Chris Columbus' Time Directing Harry Potter Taught Daniel Radcliffe To Love Filmmaking

Looking back, the success of the "Harry Potter" movies seem inevitable. It was based off a beloved children's book series, filled with a cast of renowned British actors, and we know now that the main trio of child actors would grow into their roles just fine. But as "Percy Jackson" fans learned the hard way in the early 2010s, a bad first impression can easily kill this sort of series. The two "Percy Jackson" movies technically did fine at the box office, but the adaptation of the third novel never panned out, possibly because the movies had so thoroughly destroyed any goodwill fans of the book might've had for them. If alternate universes exist, there's definitely one out there where the "Harry Potter" franchise fizzled out after one or two mediocre films.

Arguably, the biggest difference between the two franchises comes down to casting. This sounds obvious, but good child actors are sometimes hard to come by. Still, Daniel Radcliffe, Emma Watson, and Rupert Grint were definitely not amazing actors straight out of the gate. They gave great performances in the later films, but there were definitely some rough awkward moments in the first film, "Harry Potter and the Sorcerer's Stone." Luckily for these newbie child actors, director Chris Columbus was great at working with children. 

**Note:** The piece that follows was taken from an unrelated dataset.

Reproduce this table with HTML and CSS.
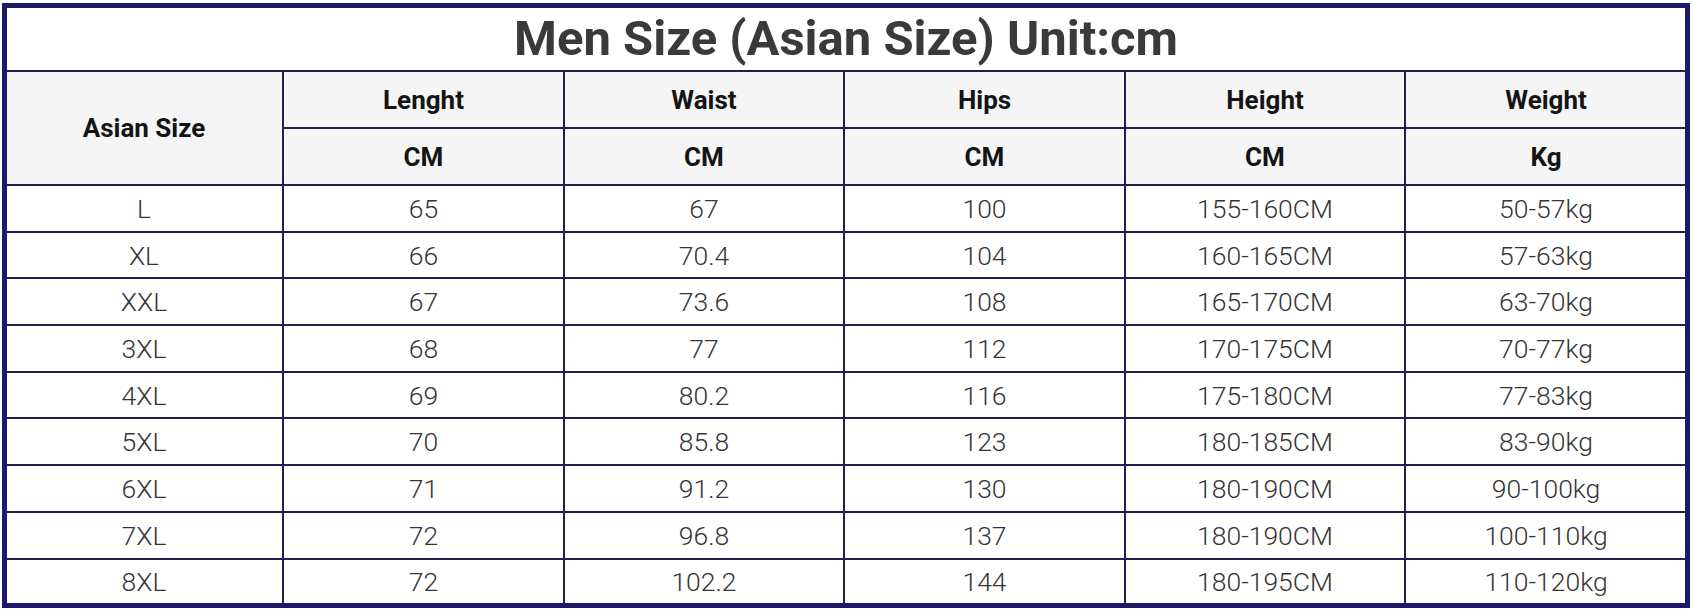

"The person that I think had the greatest influence on me out of all of those is Chris Columbus." Daniel Radcliffe explained in a recent interview. "The crews of the first two Potter films would've followed Chris Columbus into hell, you know? They would. We just loved him so much."

Staying positive in an exhausting situation

"I think every director kind of came on at a point we needed them to, and where we were all ready to be then taken to another, you know, development, developmental stage of our acting," Radcliffe said. "I don't think anyone else could have started the series in the way Chris did. I don't think anyone else could have wrangled 30 kids and kept us all focused and happy in the way that he did."

The production for the first two movies was famously difficult, consisting of "roughly 320 days" of "back-to-back shooting." While Columbus certainly had his work cut out for him as he dealt with so many new child actors at a time, he was still pleasantly surprised by Radcliffe in particular, who was enthusiastically chosen for the role by both Columbus and author J.K. Rowling. "We knew we were onto something with Dan," Columbus said, referring to a particularly honest, emotional performance the kid gave on the second day of filming. 

Columbus left the series after "Chamber of Secrets" due to sheer exhaustion, but as far as the kids on set were concerned, he was nothing but a consistently kind, encouraging figure. "I think a huge amount of his enthusiasm for being on set is sort of where I take mine from," Radcliffe said, "and the reason I think I love the job so much is in no small part due to him."